Lisp, despite the nasty ()'s, is an extremely powerful tool that has
been wrongly ignored.

I am also quite fond of scripting languages like Python and especially
the relatively new import from Japan, Ruby. Ruby is fully OO
(everything is a first class object) with quite a few lisp abilities
added in and full GC. It makes a excellent prototyping and glue
language to hook together various modules in other languages whether
they are in other languages for legacy reasons or for better
performance.

Python is used at some of the really big national defense labs to hook
together huge scientific programming projects spread across multiple
banks of supercomputer level machines and in multiple languages. There
is simply no way they could keep up with demand and the changing mix
tractably with a large C/C++ or Java project.
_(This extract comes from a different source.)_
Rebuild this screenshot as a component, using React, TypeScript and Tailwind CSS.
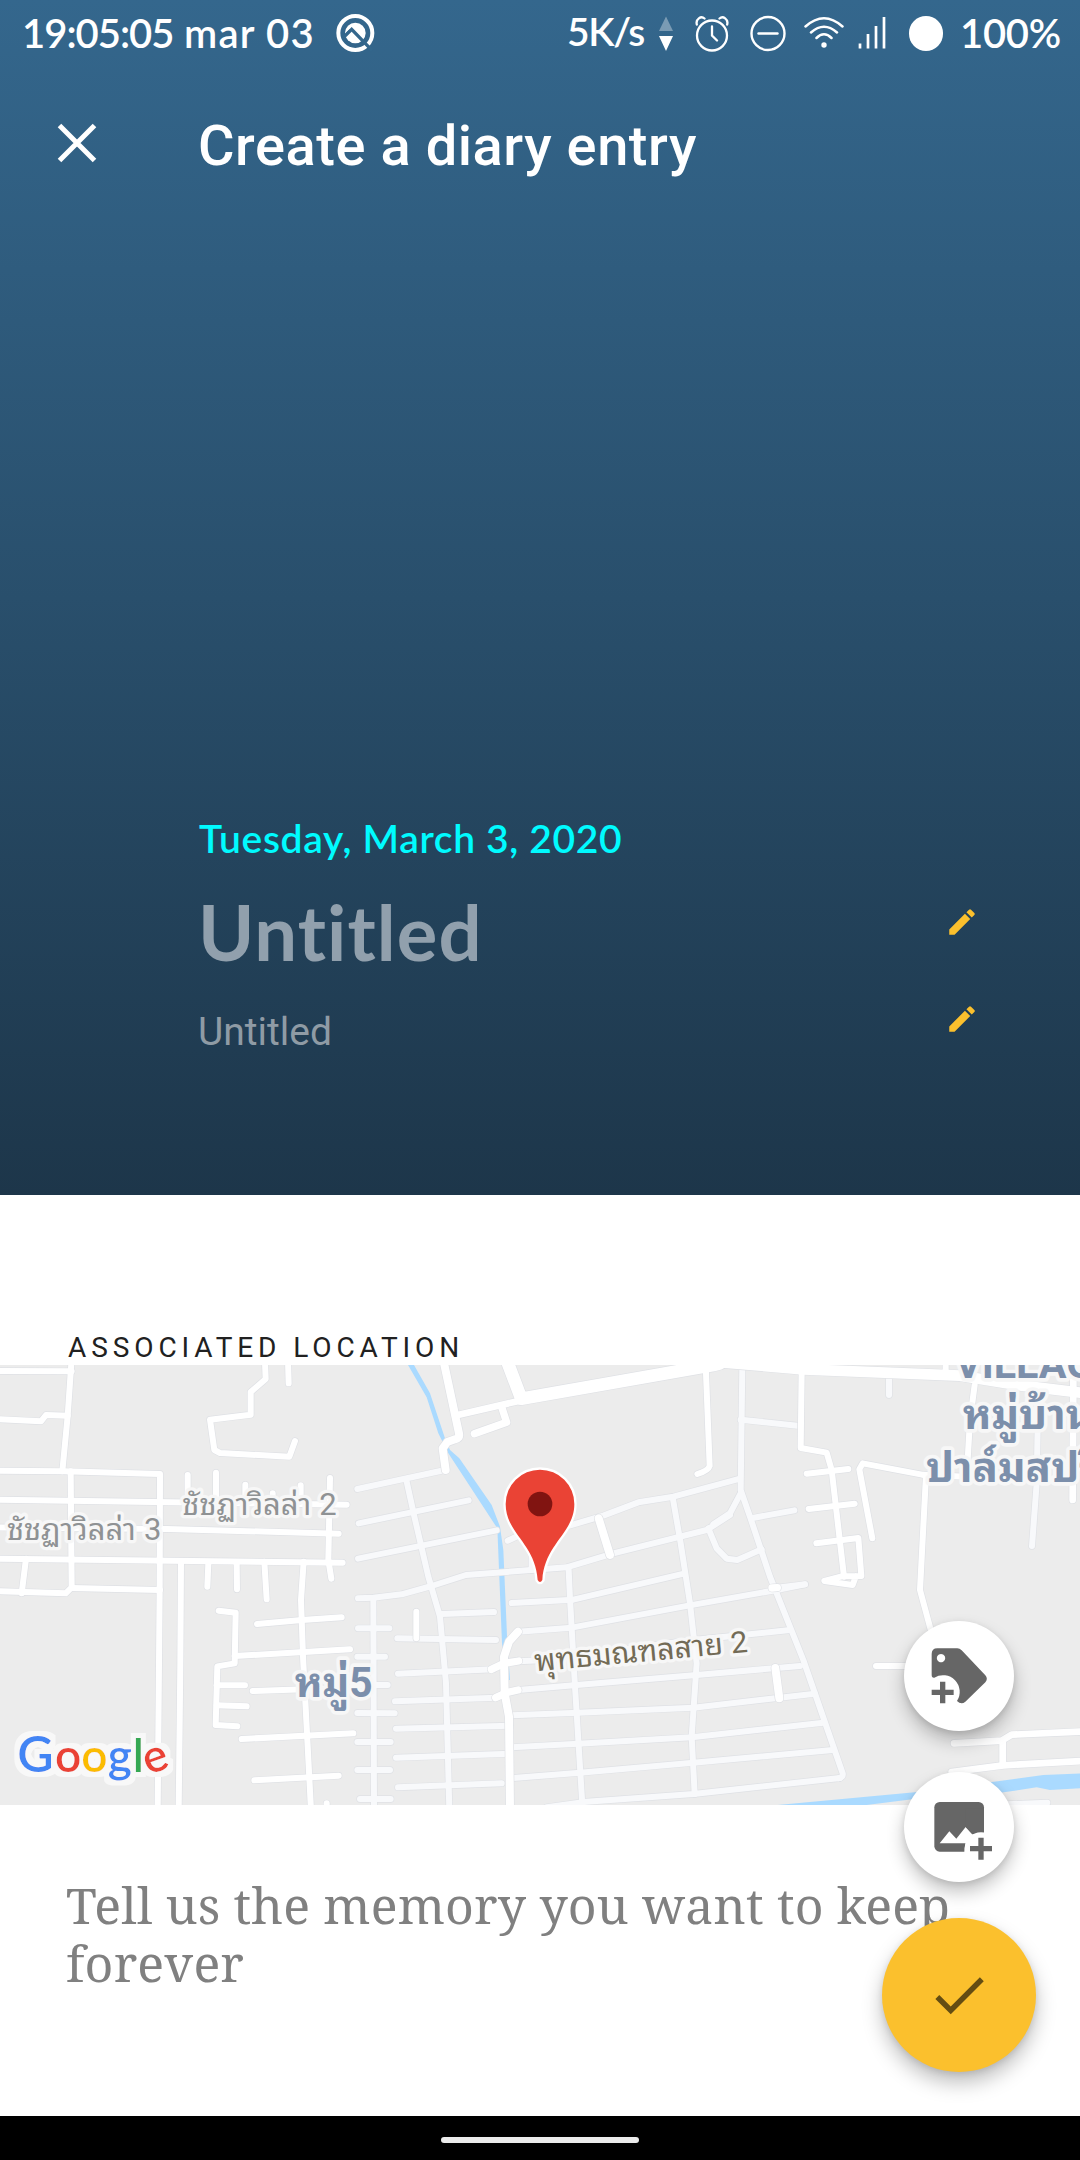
import React from "react";

const GOOGLE = "font-['Google_Sans','Product_Sans',Lato,sans-serif] [font-variant-ligatures:none]";

type Road = { d: string; w?: number };

// Map geometry, in thirds of a pixel, split in three 1080-unit wide tiles.
const westWhite: Road[] = [
  { d: "M-20 183 L215 184" },
  { d: "M214 160 L203 318 L187 484" },
  { d: "M-20 327 L123 334 L138 315 L203 317" },
  { d: "M-20 482 L190 484 L480 492 L479 840 L473 1500" },
  { d: "M212 484 L215 832 L197 850 L-20 843" },
  { d: "M-20 569 L1040 584" },
  { d: "M-20 652 L500 657 L1016 671" },
  { d: "M-20 746 L1028 758" },
  { d: "M215 834 L480 840" },
  { d: "M78 746 L65 850" },
  { d: "M563 495 V570" }, { d: "M648 488 V572" }, { d: "M736 524 V574" }, { d: "M818 550 V576" }, { d: "M902 526 V576" },
  { d: "M990 504 L985 750 L994 806" },
  { d: "M543 755 L541 1060 L536 1500" },
  { d: "M625 760 L622 830" }, { d: "M710 760 L711 838" }, { d: "M793 755 L800 868" },
  { d: "M911 755 L903 870 L909 1040 L933 1500" },
  { d: "M656 902 L707 908 L704 1060 L652 1069 L647 1245 L712 1249" },
  { d: "M771 942 L906 930 L1025 922" },
  { d: "M704 1038 L1050 1018" },
  { d: "M650 1126 H735" }, { d: "M650 1186 L740 1189" },
  { d: "M758 1143 L1000 1135" }, { d: "M725 1287 L1060 1270" }, { d: "M763 1411 L1016 1397" },
  { d: "M795 155 L797 207 L752 246 V314 L630 329 L643 420 L660 429 L868 440 L885 393" },
  { d: "M864 150 L866 220" }, { d: "M980 1480 V1500" },
];
const midPale: Road[] = [
  { d: "M-8 537 L255 480" }, { d: "M-4 640 L326 571" }, { d: "M-6 746 L410 661" },
  { d: "M140 515 L165 628 L205 800 L240 920 L258 1120 L268 1500" },
  { d: "M-6 865 L40 863 L125 853 L215 828 L318 795 L620 772 L760 730 L1040 660 L1110 615" },
  { d: "M40 865 L42 1500" },
  { d: "M245 912 L402 906" }, { d: "M112 985 L408 990" }, { d: "M114 1091 L400 1078" }, { d: "M105 1174 L410 1163" },
  { d: "M108 1256 L450 1247" }, { d: "M108 1343 L450 1331" }, { d: "M114 1432 L425 1420" },
  { d: "M-6 955 H88" }, { d: "M-8 1040 H75" }, { d: "M0 1125 H83" }, { d: "M-8 1209 L104 1210" }, { d: "M-8 1296 H92" }, { d: "M-8 1380 H90" }, { d: "M0 1467 H92" },
  { d: "M443 692 L480 675" }, { d: "M515 780 V720" },
  { d: "M600 655 L730 617 L835 577 L940 560 L1110 514 L1140 506" },
  { d: "M626 780 L630 866 L645 1130 L668 1500" },
  { d: "M455 879 L640 869 L975 790" },
  { d: "M475 965 L635 953 L985 887 L1250 840 L1335 823" },
  { d: "M475 1054 L560 1050 L1000 990 L1290 960" },
  { d: "M475 1140 L650 1125 L1010 1095 L1320 1068" },
  { d: "M455 1216 L655 1208 L1000 1193 L1365 1151" },
  { d: "M455 1312 L655 1301 L995 1282 L1390 1238" },
  { d: "M460 1404 L660 1388 L1000 1358 L1418 1320" },
  { d: "M560 1492 L680 1475 L1000 1452 L1440 1404" },
  { d: "M938 562 L962 700 L990 880 L1010 1060 L995 1280 L1004 1452" },
  { d: "M1045 655 L1070 715 L1100 746 L1132 750 L1205 718" },
];
const midWhite: Road[] = [
  { d: "M250 150 L297 370 Q300 384 285 388 L262 396 L248 415 L257 480", w: 24 },
  { d: "M290 316 L480 272", w: 20 },
  { d: "M440 150 L484 266 L1060 165 L1080 160", w: 38 },
  { d: "M424 288 L440 337 L343 371", w: 22 },
  { d: "M1037 165 L1049 468 Q1045 482 1012 492", w: 18 },
  { d: "M716 625 L750 735", w: 24 },
  { d: "M169 905 V985", w: 18 },
  { d: "M474 965 L447 995 L432 1040 L434 1150 L447 1220 L450 1500", w: 24 },
  { d: "M394 1078 L432 1060 L476 1053", w: 22 }, { d: "M407 1163 L440 1148 L474 1140", w: 22 },
];
const eastPale: Road[] = [
  { d: "M67 165 L62 540 L90 620 L150 800 L250 1050 L368 1390 Q371 1402 355 1405" },
  { d: "M62 329 L232 347" }, { d: "M62 550 L30 610 L-20 643" },
  { d: "M98 624 L223 601" }, { d: "M165 834 L255 823" },
  { d: "M507 200 V255" }, { d: "M953 350 L950 520 L936 708" }, { d: "M810 1485 L982 1478" },
];
const eastWhite: Road[] = [
  { d: "M-20 155 L250 178 L720 197 L900 226 L1100 250", w: 32 },
  { d: "M245 185 L242 414 L320 428 L335 480 L372 800" },
  { d: "M260 491 L385 477" }, { d: "M266 597 L404 581" },
  { d: "M289 700 L415 684 L424 798 L365 799 L313 813 L398 825 L408 798" },
  { d: "M457 685 L418 478 L428 460 L618 496 L600 840 L635 970", w: 18 },
  { d: "M610 494 L800 503" }, { d: "M764 225 L750 330 L740 500" },
  { d: "M677 165 V190" }, { d: "M1060 210 L1058 570", w: 20 },
  { d: "M156 834 L172 833", w: 22 }, { d: "M166 1074 L178 1165", w: 24 },
  { d: "M468 1068 H570" },
  { d: "M702 1300 L845 1292 L875 1274 L1100 1264", w: 20 },
  { d: "M848 1292 V1360", w: 20 }, { d: "M695 1386 L850 1366 L1100 1352", w: 20 },
];

const tiles = [
  { x: "translate(0 0)", pale: [] as Road[], white: westWhite },
  { x: "translate(1080 0)", pale: midPale, white: midWhite },
  { x: "translate(2160 0)", pale: eastPale, white: eastWhite },
];

function Layer({ kind }: { kind: "pale" | "white" }) {
  const fill = kind === "pale" ? "#f8f9fb" : "#ffffff";
  return (
    <g fill="none" strokeLinecap="round" strokeLinejoin="round">
      {tiles.map((t) => (
        <g key={t.x} transform={t.x} stroke="#dfe1e5">
          {t[kind].map((r) => <path key={r.d} d={r.d} strokeWidth={(r.w ?? 18) + 4} />)}
        </g>
      ))}
      {tiles.map((t) => (
        <g key={t.x} transform={t.x} stroke={fill}>
          {t[kind].map((r) => <path key={r.d} d={r.d} strokeWidth={r.w ?? 18} />)}
        </g>
      ))}
    </g>
  );
}

function MapView() {
  const thai = "'Noto Sans Thai Looped','Noto Looped Thai','Droid Sans Thai',Loma,Waree,Garuda,'Noto Sans Thai','Noto Sans',sans-serif";
  return (
    <svg className="block h-[440px] w-full shrink-0 bg-[#ececec]" viewBox="0 165 3240 1320">
      <defs>
        <filter id="halo" x="-10%" y="-20%" width="120%" height="140%">
          <feMorphology in="SourceAlpha" operator="dilate" radius="14" result="grown" />
          <feFlood floodColor="#f8f8f8" />
          <feComposite in2="grown" operator="in" result="edge" />
          <feMerge><feMergeNode in="edge" /><feMergeNode in="SourceGraphic" /></feMerge>
        </filter>
      </defs>
      <g fill="#aadaff">
        <path d="M1224 165 h18 L1290 250 L1335 385 L1350 420 L1378 445 L1475 585 L1500 650 L1510 720 L1522 1000 L1530 1110 H1520 L1506 1000 L1492 655 L1345 430 L1315 370 L1280 262z" />
        <path d="M2280 1490 L2760 1445 L3130 1395 L3260 1390 V1434 L3150 1440 L3110 1432 L2990 1450 L2760 1465 L2560 1490z" />
      </g>
      <Layer kind="pale" />
      <Layer kind="white" />
      <g strokeLinejoin="round" stroke="#f7f7f7" fontFamily={thai} style={{ paintOrder: "stroke" }}>
        <g fill="#8f9294" strokeWidth="20" fontSize="92">
          <text x="546" y="616" textLength="464" lengthAdjust="spacingAndGlyphs">ชัชฏาวิลล่า <tspan fontFamily="Roboto">2</tspan></text>
          <text x="20" y="691" textLength="464" lengthAdjust="spacingAndGlyphs">ชัชฏาวิลล่า <tspan fontFamily="Roboto">3</tspan></text>
        </g>
        <g fill="#7c8fab" strokeWidth="22" fontSize="126" fontWeight="700">
          <text x="884" y="1160" textLength="234" lengthAdjust="spacingAndGlyphs">หมู่<tspan fontFamily="Roboto">5</tspan></text>
          <text x="2864" y="205" fontFamily="Roboto, sans-serif" fontSize="124">VILLAGE</text>
          <text x="2888" y="358">หมู่บ้าน</text>
          <text x="2778" y="515">ปาล์มสปริง</text>
        </g>
        <text x="1606" y="1084" transform="rotate(-5.2 1606 1084)" fill="#736b56" strokeWidth="20" fontSize="90" textLength="642" lengthAdjust="spacingAndGlyphs">พุทธมณฑลสาย <tspan fontFamily="Roboto">2</tspan></text>
      </g>
      <path d="M1620 479 A103 103 0 0 0 1517 582 C1517 670 1606 700 1613 810 Q1620 822 1627 810 C1634 700 1723 670 1723 582 A103 103 0 0 0 1620 479z" fill="#ea4335" stroke="#fff" strokeWidth="14" style={{ paintOrder: "stroke" }} />
      <circle cx="1620" cy="582" r="37" fill="#811411" />
      <g fontFamily="'Product Sans',Lato,sans-serif" fontSize="138" fontWeight="600" filter="url(#halo)">
        <text x="52 165 244 323 398" y="1385">
          <tspan fill="#4285f4" fontSize="150">G</tspan><tspan fill="#ea4335">o</tspan><tspan fill="#fbbc05">o</tspan><tspan fill="#4285f4">g</tspan><tspan fill="#34a853">l</tspan>
        </text>
        <text x="431" y="1385" transform="rotate(-20 468 1351)" fill="#ea4335">e</text>
      </g>
    </svg>
  );
}

function Pencil() {
  return (
    <svg className="h-[34px] w-[34px]" viewBox="0 0 24 24" fill="#fbc02d">
      <path d="M3 17.25V21h3.75L17.81 9.94l-3.75-3.75L3 17.25zM20.71 7.04a.996.996 0 0 0 0-1.41l-2.34-2.34a.996.996 0 0 0-1.41 0l-1.83 1.83 3.75 3.75 1.83-1.83z" />
    </svg>
  );
}

function StatusBar() {
  return (
    <div className={`flex h-[66px] shrink-0 items-start text-[40px] leading-[66px] font-semibold text-white ${GOOGLE}`}>
      <span className="ml-[22px] w-[162px] tracking-[-1px] whitespace-nowrap">19:05:05</span>
      <span className="w-[128px] tracking-[1.2px] whitespace-nowrap">mar 03</span>
      <svg className="mt-[8px] ml-[18px] h-[52px] w-[52px]" viewBox="0 0 156 156" fill="none">
        <circle cx="76" cy="75" r="51" stroke="#fff" strokeWidth="12" />
        <circle cx="76" cy="75" r="31" fill="#fff" />
        <path d="M40 89L65 64L126 127" stroke="#34678c" strokeWidth="10" />
        <path d="M47 78L60 65" stroke="#34678c" strokeWidth="4" />
      </svg>
      <span className="ml-[185px] w-[79px] text-[39px] leading-[63px] tracking-[-1.4px] whitespace-nowrap">5K/s</span>
      <svg className="mt-[16px] ml-[13px] h-[36px] w-[14px]" viewBox="0 0 14 36" fill="#fff">
        <path d="M7 0.500 L14 15 H0z" opacity=".35" /><path d="M0 20 H14 L7 35z" />
      </svg>
      <svg className="mt-[15px] ml-[22px] h-[38px] w-[34px]" viewBox="0 0 34 38" fill="none" stroke="#fff" strokeWidth="2.300" strokeLinecap="round">
        <circle cx="17" cy="20.500" r="15" /><path d="M17 11.500V20.500L22 25.500M1.800 9.500C.5 4 6 .5 9.500 3.500M32.200 9.500C33.500 4 28 .5 24.500 3.500" />
      </svg>
      <svg className="mt-[15px] ml-[21px] h-[37px] w-[36px]" viewBox="0 0 36 37" fill="none" stroke="#fff" strokeWidth="2.400" strokeLinecap="round">
        <circle cx="18" cy="18.500" r="16.500" /><path d="M8.500 18.500H27.500" />
      </svg>
      <svg className="mt-[15px] ml-[18px] h-[34px] w-[40px]" viewBox="0 0 40 34" fill="none" stroke="#fff" strokeWidth="2.500" strokeLinecap="round">
        <path d="M1.500 11.500Q20-5 38.500 11.500M7 17.500Q20 6 33 17.500M12.500 23Q20 15.500 27.500 23" /><circle cx="20" cy="30" r="2.700" fill="#fff" stroke="none" />
      </svg>
      <svg className="mt-[16px] ml-[14px] h-[34px] w-[29px]" viewBox="0 0 29 34" stroke="#fff" strokeWidth="2.700">
        <path d="M2 27.500V32.500M10 18V32.500M18 10V32.500M26 1V32.500" />
      </svg>
      <span className="mt-[16px] ml-[22px] h-[35px] w-[34px] rounded-full bg-white" />
      <span className="ml-[17px] tracking-[-0.3px] whitespace-nowrap">100%</span>
    </div>
  );
}

function Header() {
  return (
    <header className="flex h-[1195px] shrink-0 flex-col bg-linear-to-b from-[#34678d] via-[#294f6c] to-[#1d364a]">
      <StatusBar />
      <div className="flex h-[160px] items-center font-[Roboto]">
        <svg className="mb-[6px] ml-[57px] h-[40px] w-[40px]" viewBox="0 0 40 40" stroke="#fff" strokeWidth="5">
          <path d="M2.500 2.500L37.500 37.500M37.500 2.500L2.500 37.500" />
        </svg>
        <h1 className="ml-[101px] text-[56px] leading-[64px] font-medium tracking-[0.55px] text-white">Create a diary entry</h1>
      </div>
      <div className="mt-auto ml-[199px] flex h-[397px] flex-col">
        <p className={`mt-[16px] text-[39px] leading-[48px] font-semibold tracking-[0.65px] text-[#00fbff] ${GOOGLE}`}>Tuesday, March 3, 2020</p>
        <div className="mt-[18px] flex h-[104px] items-center">
          <p className={`-ml-[1px] w-[747px] text-[76px] leading-[104px] font-bold tracking-[1.1px] text-[#91a0ad] ${GOOGLE}`}>Untitled</p>
          <div className="mb-[20px]"><Pencil /></div>
        </div>
        <div className="mt-[18px] flex h-[60px] items-center font-[Roboto]">
          <p className="-ml-[1px] w-[747px] text-[39px] leading-[60px] text-[#8f9ba5]">Untitled</p>
          <div className="mb-[26px]"><Pencil /></div>
        </div>
      </div>
    </header>
  );
}

export default function App() {
  return (
    <main className="relative flex h-[2160px] w-[1080px] flex-col overflow-hidden bg-white">
      <Header />
      <section className="flex h-[610px] shrink-0 flex-col">
        <h2 className="mt-auto -mb-[1px] ml-[68px] font-[Roboto] text-[28px] leading-[36px] tracking-[4.9px] text-[#212121]">ASSOCIATED LOCATION</h2>
        <MapView />
      </section>
      <p className="mt-[71px] ml-[66px] w-[910px] font-['Noto_Serif','DejaVu_Serif',serif] text-[50px] leading-[58px] tracking-[0.17px] text-[#808080]">
        Tell us the memory you want to keep forever
      </p>
      <div className="mt-auto flex h-[44px] shrink-0 items-center justify-center bg-black pt-[4px]">
        <div className="h-[6px] w-[198px] rounded-full bg-[#ebebeb]" />
      </div>

      <div className="absolute top-[1621px] right-[44px] flex w-[154px] flex-col items-center">
        <button className="h-[110px] w-[110px] rounded-full bg-white shadow-[0_10px_18px_rgba(0,0,0,0.24),0_2px_6px_rgba(0,0,0,0.1)]">
          <svg viewBox="552 933 330 330" fill="#666">
            <path fillRule="evenodd" d="M635 1032Q635 1015 652 1015H712Q719 1015 725 1021L796 1096Q805 1107 796 1117L736 1175Q724 1186 711 1173A50 50 0 0 0 643 1103Q635 1104 635 1095zM663 1032a12.500 12.500 0 1 0 .1 0z" />
            <path d="M660 1115h16v24h25v16h-25v25h-16v-25h-25v-16h25z" />
          </svg>
        </button>
        <button className="mt-[41px] h-[110px] w-[110px] rounded-full bg-white shadow-[0_10px_18px_rgba(0,0,0,0.24),0_2px_6px_rgba(0,0,0,0.1)]">
          <svg viewBox="0 0 330 330" fill="#666">
            <rect x="91" y="90" width="149" height="149" rx="16" />
            <path d="M107 214L136 178L157 200L185 165L205 187L241 181V240H181Q181 226 185 214z" fill="#fff" />
            <path d="M205 187L185 165V110H240V183z" />
            <circle cx="231" cy="230" r="49" fill="#fff" />
            <path d="M223 197h16v25h25v16h-25v25h-16v-25h-25v-16h25z" />
          </svg>
        </button>
        <button className="mt-[36px] flex h-[154px] w-[154px] items-center justify-center rounded-full bg-[#fbc02d] shadow-[0_11px_20px_rgba(0,0,0,0.25),0_2px_6px_rgba(0,0,0,0.1)]">
          <svg className="h-[66px] w-[66px]" viewBox="0 0 24 24" fill="#644d12">
            <path d="M9 16.170L4.830 12l-1.420 1.410L9 19 21 7l-1.410-1.410z" />
          </svg>
        </button>
      </div>
    </main>
  );
}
Smalltalk is used in some highly mission critical systems in the
finacial world. It is very popular on Wall Street where Smalltalk
wizards configure complete new trading tools and systems and modify
holds in near real time to satisfy the huge hunger for just one more
edge over the competition.

Truthfully there are places where C is very good. It makes a useful
universal assmebler and is quite good for coding tight highly efficient
data structures and components. But large systems and integrating and
modifying components dynamically are not its strengths.

What would be most ideal in the current state of things is if there was
a relatively transparent, efficient means to hook together components
and code snippets in multiple languages. .NET is one try, CORBA and COM
are others. I think all of these have some real weaknesses but CORBA is
the most adaptable across multiple platforms and languages. .NET does
what people have already done with the Java VM. The Java VM is
seriously constrained in its primitve operation set to what Java
supports. Yet people have managed to support 100 language
implementations in Java and some of those directly running on top of the
JVM like Jython, at least two variants of Scheme and I believe I've even
seen a Haskell in the mix.

Speaking of platforms, is WebMind particular about OS? I confess to
being mainly a Linux bigot. For some reason every time I get my hands
on a new windoze machine, despite my solemn intentions otherwise, it
eventually ends up being wiped and loaded with Linux. I do Windows for
$$$ but I do Linux generally on my own time.